A WEYMOUTH mum is starting the next stage of her battle to beat leukaemia – as she renews her plea for more stem cell donors to come forward.

May Brown, 23, from Weymouth, was diagnosed with myeloid leukaemia in June last year.

The former Weymouth College student managed to beat it and get into remission but desperately needs to find a blood stem cell transplant donor.

May, who is originally from Nigeria and is married to former British soldier Mike, got the ‘devastating’ news that her cancer had relapsed earlier this month and spent the last week in the Royal Bournemouth Hospital in isolation while doctors run tests.
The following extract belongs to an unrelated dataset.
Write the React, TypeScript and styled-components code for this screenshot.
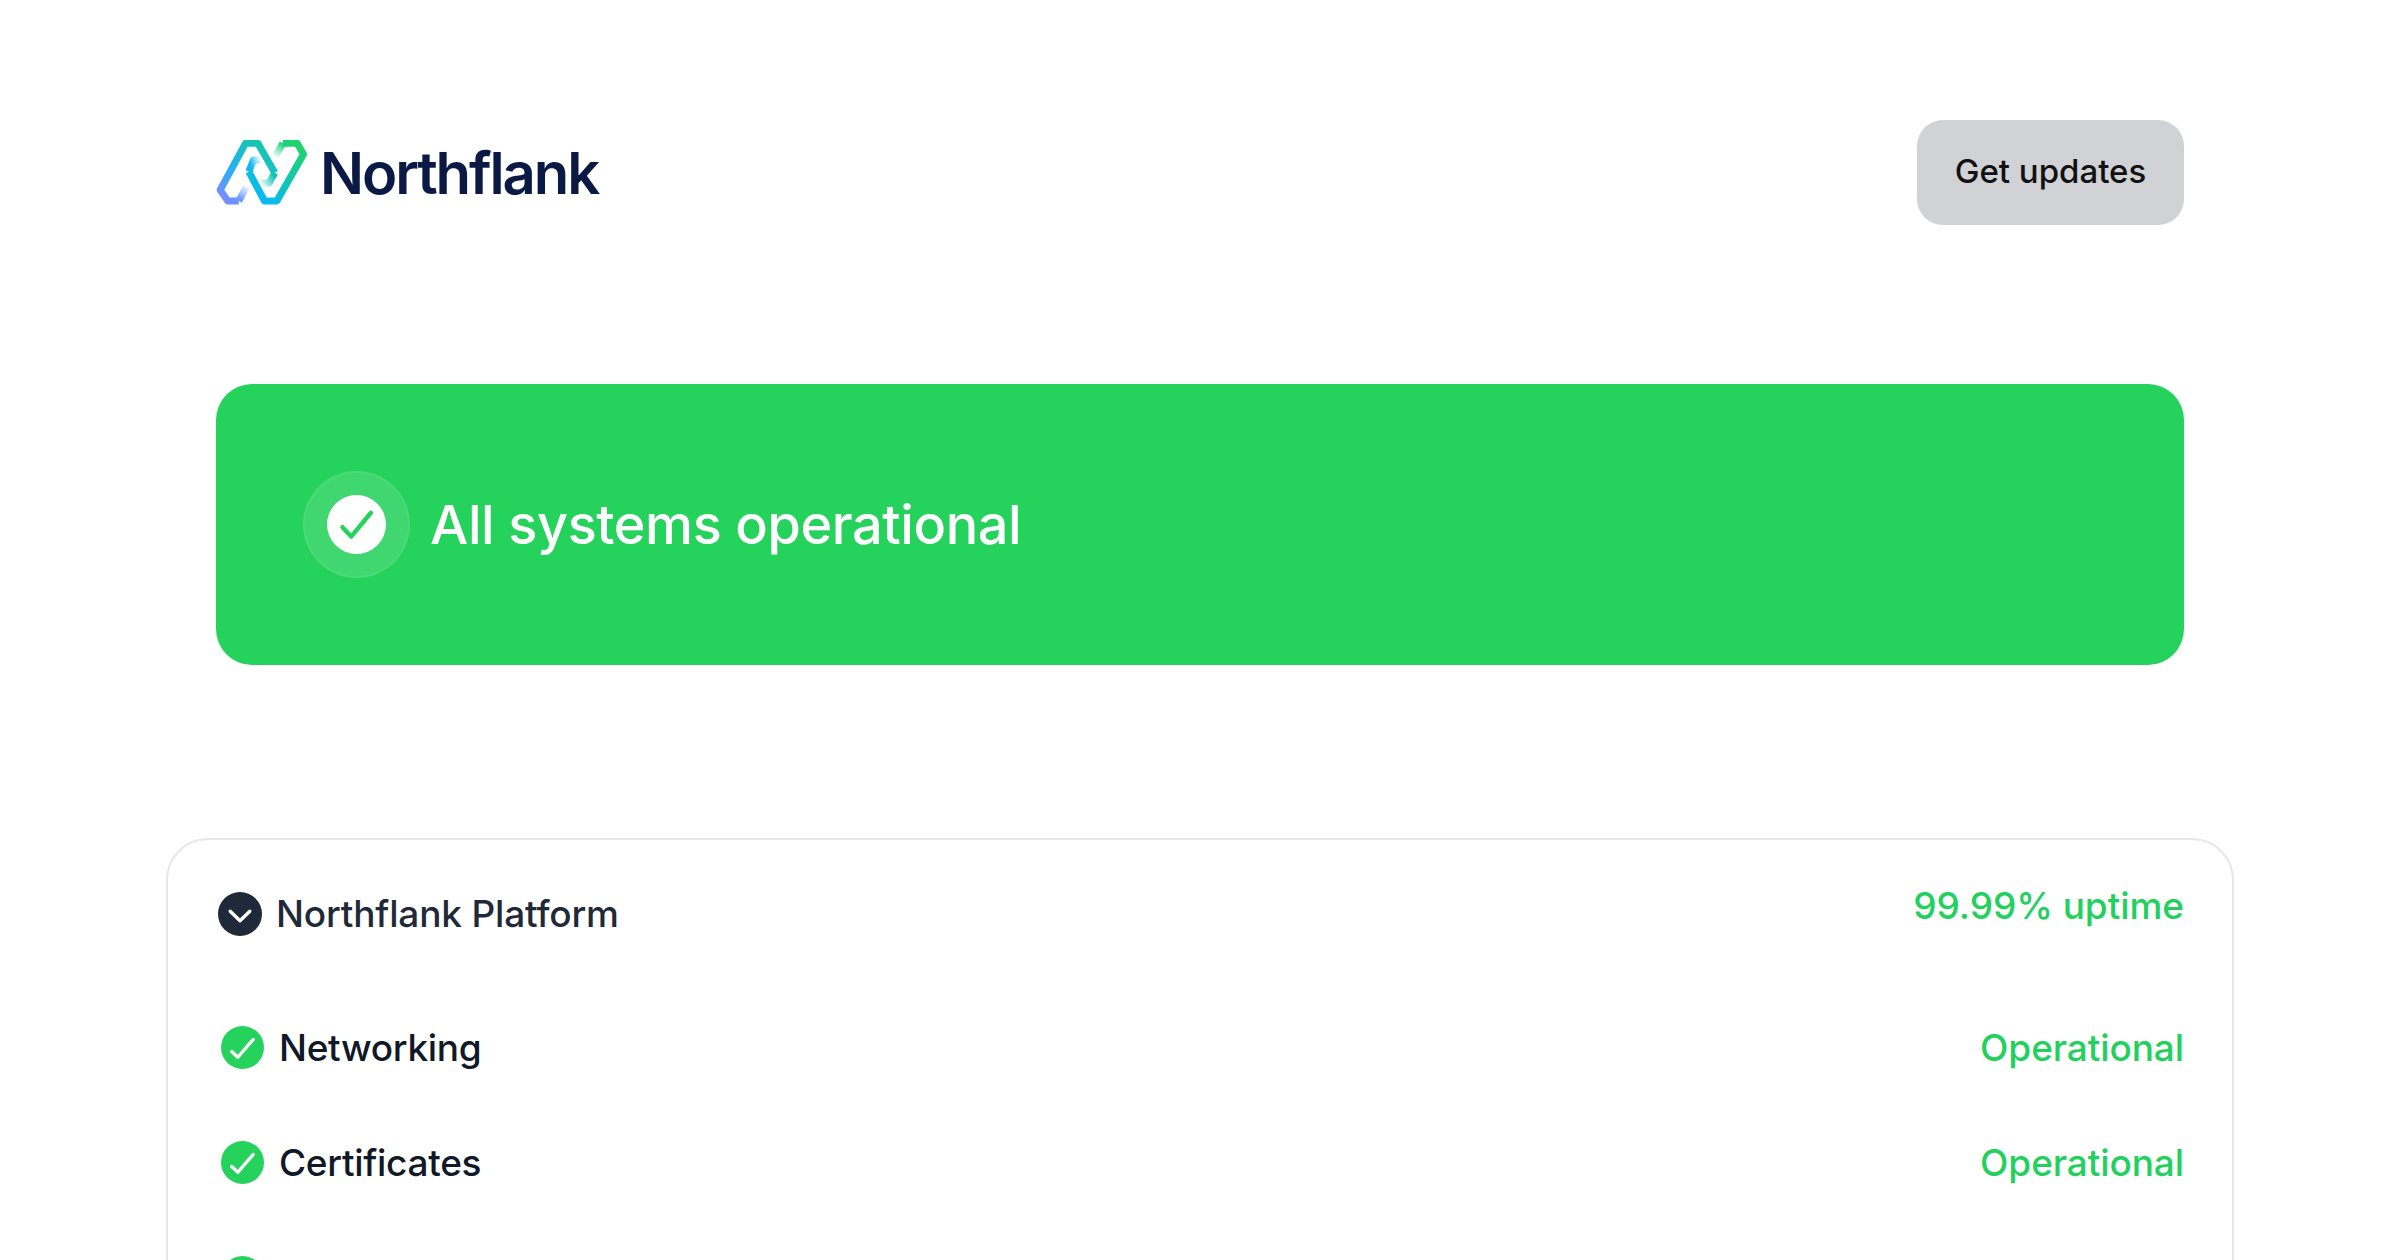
import React from "react";
import styled, { createGlobalStyle } from "styled-components";

const GlobalStyle = createGlobalStyle`
  html, body {
    margin: 0;
    height: 100%;
    overflow: hidden;
    background: #ffffff;
    font-family: "Inter", "Liberation Sans", sans-serif;
  }
`;

const Page = styled.div`
  padding: 120px 166px 0;
`;

const Header = styled.header`
  display: flex;
  align-items: center;
  justify-content: space-between;
  padding: 0 50px;
`;

const Brand = styled.a`
  display: flex;
  align-items: center;
  gap: 12px;
  text-decoration: none;
`;

const BrandName = styled.span`
  font-size: 58px;
  font-weight: 600;
  letter-spacing: -2.1px;
  line-height: 1;
  color: #0b1a45;
`;

const UpdatesButton = styled.button`
  width: 267px;
  height: 105px;
  padding: 0 0 3px;
  border: 0;
  border-radius: 26px;
  background: #d1d2d6;
  color: #111111;
  font-family: inherit;
  font-size: 33px;
  font-weight: 450;
`;

const Banner = styled.section`
  display: flex;
  align-items: center;
  gap: 20px;
  height: 281px;
  margin: 159px 50px 0;
  padding: 0 87px;
  border-radius: 36px;
  background: #24d25c;
  color: #ffffff;
`;

const BannerIcon = styled.div`
  display: flex;
  align-items: center;
  justify-content: center;
  box-sizing: border-box;
  width: 107px;
  height: 107px;
  border: 2px solid rgba(255, 255, 255, 0.06);
  border-radius: 50%;
  background: rgba(255, 255, 255, 0.13);
`;

const BannerTitle = styled.h1`
  margin: 0;
  font-size: 54px;
  font-weight: 500;
  letter-spacing: -0.4px;
`;

const Card = styled.section`
  margin-top: 173px;
  padding: 51px 48px 40px;
  border: 2px solid #e5e7eb;
  border-radius: 42px;
`;

const GroupHeader = styled.div`
  display: flex;
  justify-content: space-between;
  margin-bottom: 54px;
`;

const GroupName = styled.div`
  display: flex;
  align-items: center;
  gap: 14px;
  padding-left: 2px;
  font-size: 37px;
  font-weight: 450;
  letter-spacing: -0.17px;
  color: #1f2937;
`;

const Uptime = styled.span`
  margin-top: -8px;
  font-size: 37px;
  font-weight: 450;
  letter-spacing: -0.05px;
  color: #22d05e;
`;

const Row = styled.div`
  display: flex;
  align-items: center;
  justify-content: space-between;
  height: 115px;
  padding-left: 5px;
`;

const RowName = styled.div`
  display: flex;
  align-items: center;
  gap: 15px;
  font-size: 37px;
  font-weight: 450;
  letter-spacing: -0.3px;
  color: #111827;
`;

const RowStatus = styled.span`
  font-size: 37px;
  font-weight: 450;
  letter-spacing: -0.1px;
  color: #22d05e;
`;

const LogoMark = () => (
  <svg width="92" height="65" viewBox="50 60 275 195" fill="none">
    <defs>
      <linearGradient id="strandA" gradientUnits="userSpaceOnUse" x1="70" y1="240" x2="200" y2="70">
        <stop offset="0" stopColor="#7a8cff" />
        <stop offset="0.45" stopColor="#1fb4f0" />
        <stop offset="1" stopColor="#14c9a6" />
      </linearGradient>
      <linearGradient id="strandB" gradientUnits="userSpaceOnUse" x1="170" y1="240" x2="300" y2="80">
        <stop offset="0" stopColor="#05b8ff" />
        <stop offset="0.5" stopColor="#10c6b4" />
        <stop offset="1" stopColor="#20d46c" />
      </linearGradient>
      <linearGradient id="fadeBottom" gradientUnits="userSpaceOnUse" x1="120" y1="235" x2="142" y2="195">
        <stop offset="0" stopColor="#6f9cff" />
        <stop offset="1" stopColor="#6f9cff" stopOpacity="0" />
      </linearGradient>
      <linearGradient id="fadeMiddle" gradientUnits="userSpaceOnUse" x1="222" y1="165" x2="182" y2="192">
        <stop offset="0" stopColor="#12c4b4" />
        <stop offset="1" stopColor="#12c4b4" stopOpacity="0" />
      </linearGradient>
      <linearGradient id="fadeInner" gradientUnits="userSpaceOnUse" x1="152" y1="130" x2="185" y2="118">
        <stop offset="0" stopColor="#10b8f0" />
        <stop offset="1" stopColor="#10b8f0" stopOpacity="0" />
      </linearGradient>
      <linearGradient id="fadeTop" gradientUnits="userSpaceOnUse" x1="250" y1="72" x2="226" y2="112">
        <stop offset="0" stopColor="#20d47c" />
        <stop offset="1" stopColor="#20d47c" stopOpacity="0" />
      </linearGradient>
    </defs>
    <g strokeWidth="21" strokeLinejoin="round">
      <path d="M118 243H85L62 210L138 70H175L226 158" stroke="url(#strandA)" />
      <path d="M142 198L118 243" stroke="url(#fadeBottom)" />
      <path d="M226 158L208 190H182" stroke="url(#fadeMiddle)" />
      <path d="M148 155L195 243H232L312 103L293 70H250" stroke="url(#strandB)" />
      <path d="M148 155L162 120H186" stroke="url(#fadeInner)" />
      <path d="M250 70L226 112" stroke="url(#fadeTop)" />
    </g>
  </svg>
);

const BannerCheck = () => (
  <svg width="59" height="59" viewBox="0 0 176 176">
    <circle cx="88" cy="88" r="88" fill="#ffffff" />
    <path d="M46 96L72 124L131 53" fill="none" stroke="#24d25c" strokeWidth="13" strokeLinecap="round" strokeLinejoin="round" />
  </svg>
);

const ChevronIcon = () => (
  <svg width="44" height="44" viewBox="0 0 130 130">
    <circle cx="65" cy="65" r="65" fill="#1f2937" />
    <path d="M36 57L65 85L94 57" fill="none" stroke="#ffffff" strokeWidth="10" strokeLinecap="round" strokeLinejoin="round" />
  </svg>
);

const OkIcon = () => (
  <svg width="43" height="43" viewBox="0 0 128 128">
    <circle cx="64" cy="64" r="64" fill="#24d25c" />
    <path d="M32 76L50 93L96 40" fill="none" stroke="#ffffff" strokeWidth="10" strokeLinecap="round" strokeLinejoin="round" />
  </svg>
);

const services = ["Networking", "Certificates"];

export default function App() {
  return (
    <Page>
      <GlobalStyle />
      <Header>
        <Brand>
          <LogoMark />
          <BrandName>Northflank</BrandName>
        </Brand>
        <UpdatesButton>Get updates</UpdatesButton>
      </Header>

      <Banner>
        <BannerIcon>
          <BannerCheck />
        </BannerIcon>
        <BannerTitle>All systems operational</BannerTitle>
      </Banner>

      <Card>
        <GroupHeader>
          <GroupName>
            <ChevronIcon />
            Northflank Platform
          </GroupName>
          <Uptime>99.99% uptime</Uptime>
        </GroupHeader>
        {services.map((name) => (
          <Row key={name}>
            <RowName>
              <OkIcon />
              {name}
            </RowName>
            <RowStatus>Operational</RowStatus>
          </Row>
        ))}
        {/* next service row only peeks in at the bottom edge */}
        <Row>
          <RowName>
            <OkIcon />
          </RowName>
        </Row>
      </Card>
    </Page>
  );
}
It was hoped that she would be able to go onto some experimental drugs that she could have taken at home, but she got the news across the weekend that she will need to go for more cycles of chemotherapy.

Each of the four cycles will require her to be in hospital in isolation for around six weeks while she recovers – unfortunately those aged under 16 are too much of an infection risk to visit.
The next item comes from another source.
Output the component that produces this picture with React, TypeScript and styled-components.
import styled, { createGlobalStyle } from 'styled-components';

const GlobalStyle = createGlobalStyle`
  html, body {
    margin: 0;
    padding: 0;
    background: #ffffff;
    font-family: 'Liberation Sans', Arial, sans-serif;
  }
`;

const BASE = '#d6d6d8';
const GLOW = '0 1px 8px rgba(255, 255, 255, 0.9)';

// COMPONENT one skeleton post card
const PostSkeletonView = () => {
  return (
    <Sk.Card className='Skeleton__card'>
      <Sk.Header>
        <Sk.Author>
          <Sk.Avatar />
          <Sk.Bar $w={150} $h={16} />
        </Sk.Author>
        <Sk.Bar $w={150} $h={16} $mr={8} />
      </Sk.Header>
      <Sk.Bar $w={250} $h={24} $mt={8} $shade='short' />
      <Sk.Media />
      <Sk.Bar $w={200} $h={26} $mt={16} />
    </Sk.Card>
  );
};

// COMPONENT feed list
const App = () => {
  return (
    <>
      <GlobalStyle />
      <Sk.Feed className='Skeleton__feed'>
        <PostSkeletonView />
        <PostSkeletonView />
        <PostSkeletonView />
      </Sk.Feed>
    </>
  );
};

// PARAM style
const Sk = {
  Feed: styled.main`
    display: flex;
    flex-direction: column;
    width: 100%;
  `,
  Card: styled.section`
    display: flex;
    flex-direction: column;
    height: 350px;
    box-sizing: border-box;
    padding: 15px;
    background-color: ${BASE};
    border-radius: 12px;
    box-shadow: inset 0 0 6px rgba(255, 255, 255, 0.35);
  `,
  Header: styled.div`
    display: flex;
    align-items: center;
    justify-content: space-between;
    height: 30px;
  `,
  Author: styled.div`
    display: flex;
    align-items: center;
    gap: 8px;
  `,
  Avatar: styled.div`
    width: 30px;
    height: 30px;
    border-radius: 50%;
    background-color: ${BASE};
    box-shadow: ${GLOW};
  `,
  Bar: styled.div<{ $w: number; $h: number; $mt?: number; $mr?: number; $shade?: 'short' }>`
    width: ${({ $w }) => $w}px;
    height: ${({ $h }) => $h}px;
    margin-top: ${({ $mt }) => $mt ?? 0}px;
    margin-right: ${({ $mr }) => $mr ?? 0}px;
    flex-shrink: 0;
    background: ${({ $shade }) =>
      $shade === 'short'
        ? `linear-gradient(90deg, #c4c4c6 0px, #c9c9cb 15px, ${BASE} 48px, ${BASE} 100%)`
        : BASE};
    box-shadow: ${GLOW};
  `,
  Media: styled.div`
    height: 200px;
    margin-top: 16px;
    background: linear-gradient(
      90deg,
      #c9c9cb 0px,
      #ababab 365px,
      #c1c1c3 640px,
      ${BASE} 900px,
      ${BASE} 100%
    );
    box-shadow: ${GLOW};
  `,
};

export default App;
This means May’s two-year-old daughter Selina-May will only be able to see her mum for a weekend between each cycle – if May’s immune system is deemed strong enough.

But May is remaining positive.

She said: “It’s very hard. But if it take six months to get my health back so I can be here for many years to come, it’s worth it. It’s hard.”
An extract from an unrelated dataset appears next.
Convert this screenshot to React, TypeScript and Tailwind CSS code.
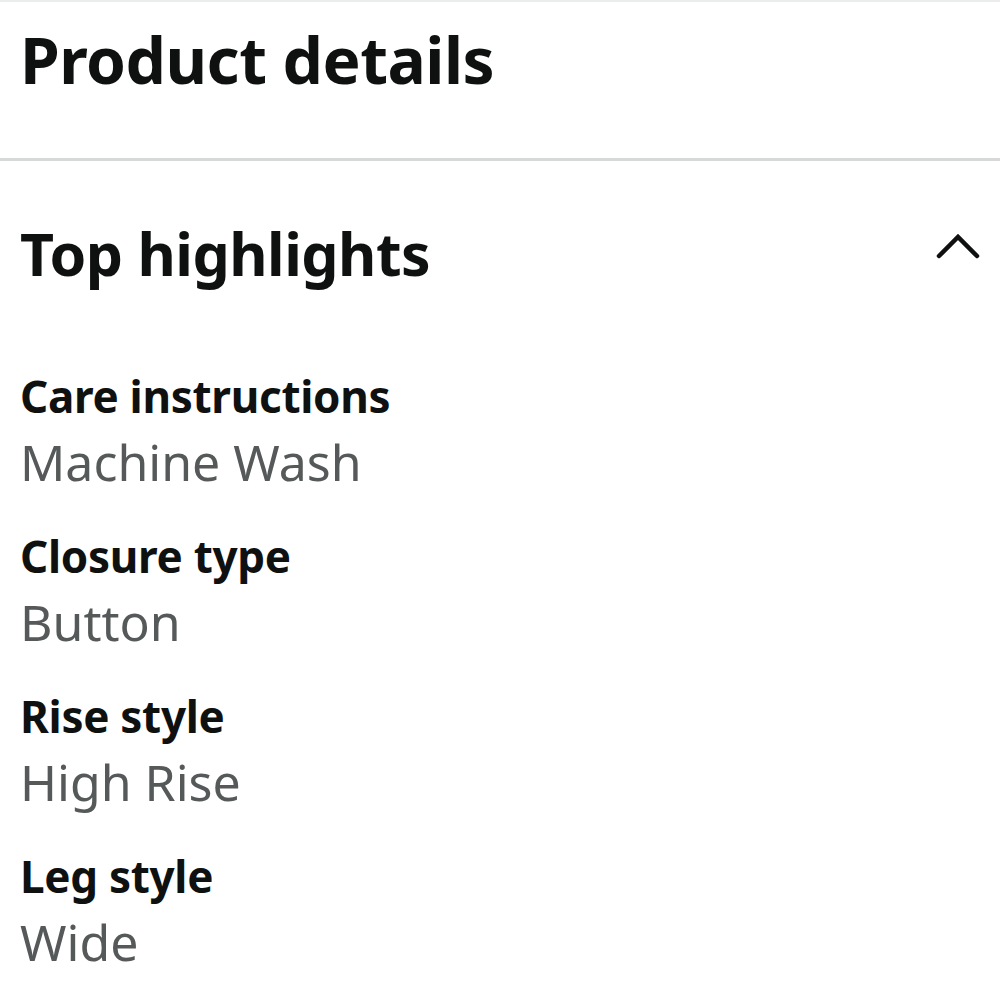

Hopefully the treatment will put May into remission again and then she will be ready for a stem cell donor transplant.

But she is yet to find a match, with a national shortage of black donors.

May said: “It would be nice to have a donor waiting. So when I am in remission, then I can have the transplant

– that would be amazing.

“I keep on praying

and hoping for the best.”

She is urging people not to be scared by the donor process, she said: “They take the stem cells from the blood – like a blood donation. There’s no long-term health risk. They don’t have to be scared.”

To become a donor visit dkms.org.uk or anthonynolan.org

SO HOW EASY IS IT?

HAVING met May and her wonderful family, I couldn’t not become a stem cell donor.

But I didn’t know what to expect - what exactly happens?

I needn’t have worried, Anthony Nolan say that 90 percent of donations are done through peripheral blood stem cell collection – it’s similar to giving blood. The blood is taken out of one arm and the stem cells are filtered out and then the blood is put back into the other arm.

The charity said the other option (which is only around 10 percent of donors) requires a sample of bone marrow to be extracted from the hip in a simple operation under general anesthetic.

For those aged 16-30 you can join up to Anthony Nolan – turns out I’m too old for that (just,) but they send you a ‘spit kit’ in the post to get a tissue sample and sign you up to the register.

I’m registered with dkms – which was Delete Blood Cancer- I filled in a five minute form online and they sent me a cheek swab kit.

I had to take a cotton bud style swab and brush it around my cheek for a minute, then do the same on the other cheek. Both swabs go into a little envelop and I sent them back in the post. Now I just have to sit and wait.

According to the website only about five percent of people actually become donors – but I really hope that one day my stem cells will be able to help someone like May and her family. It’s simple and easy and you could save someone’s life – what’s not to like about that?